The team in the capital wanted to contact the U.S. Ambassador to Iran William Sullivan to get the latest from the ground, but he was busy with more pressing matters. Twenty-six American servicemen were in a bunker surrounded by revolutionaries, and he was trying to get them to the U.S. embassy three miles away.
Shadi Hamid: The reason Iran turned out to be so repressive
Yet the calls from the White House persisted, especially an inquiry by Brzezinski, who kept insisting on his fanciful notion of a last-minute anti-Khomeini coup, a 'pie-in-the-sky' idea, per Anderson. Sick of having to hear it even at this eleventh hour, Sullivan shouted on the phone: 'Tell Brzezinski to go fuck himself!'
It didn't matter. Khomeini won and the shah was done for good. Iran's centuries-long monarchical tradition gave way to its first-ever republic. But Anderson doesn't pin the blame on the U.S.—he hasn't found a single culprit, and he hasn't written a whodunit.
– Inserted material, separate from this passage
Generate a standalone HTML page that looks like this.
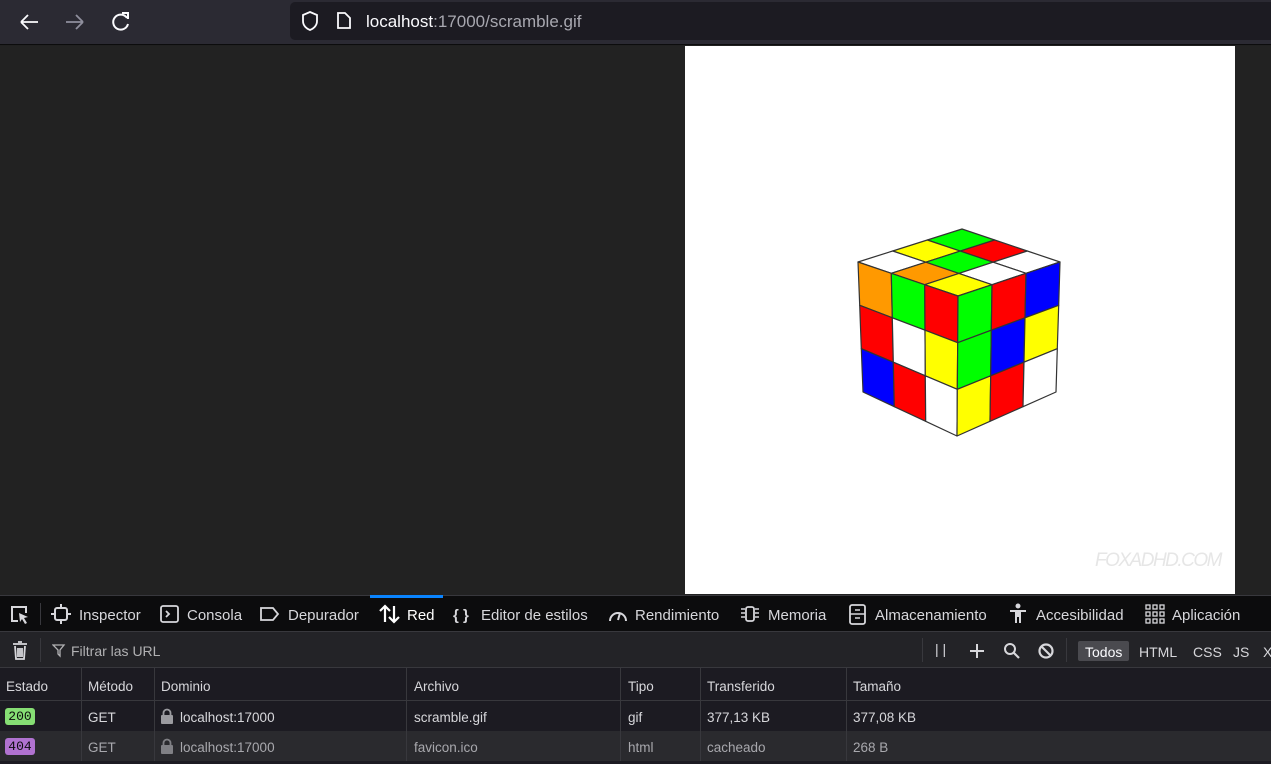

Different U.S. actions might not have changed much. Sometimes some people just get lucky. A few months later, even when Carter did see the 'approaching cataclysm' of the seizure of the U.S. embassy and the ensuing hostage crisis, he was prevented from stopping it by what Anderson describes as 'a nearly freakish convergence of circumstances.'
Whenever I teach a class on the Iranian Revolution, I start with a conversation about historical contingency. If there is one event that shows that a freakish convergence of circumstances can make history, this is it. Anderson's book, one of the best on 1979, won't be the last word on the subject, but I wish we could move away from a search for neat causal explanations and swallow the harsh truth that Khomeini got a lucky break, and Iran got the rough end of it.
The Islamic Republic has survived only by shape-shifting endlessly while retaining some of the worst impulses of 1979. This is mostly thanks to one 1960s revolutionary, Ali Khamenei, who replaced Khomeini as supreme leader in 1989 and has continued to rule to this day. Now 86 and ailing, Khamenei has lived long enough to see the total failure of his predecessor's revolution. The old man had promised to offer an alternative to both communism and capitalism that would make Iran into a spiritual heaven. Instead, the Islamic Republic survives as a massively unpopular dictatorship, economically ruined, internationally isolated, and battered by both the U.S. and Israel. As Iranian elites compete to form the post-Khamenei Iran, they are likely to jettison Khomeinism wholesale, even if some hold on to the better ideals of 1979. It has taken almost half a century, but the page is closing on the revolution. Perhaps Iran's luck will turn again.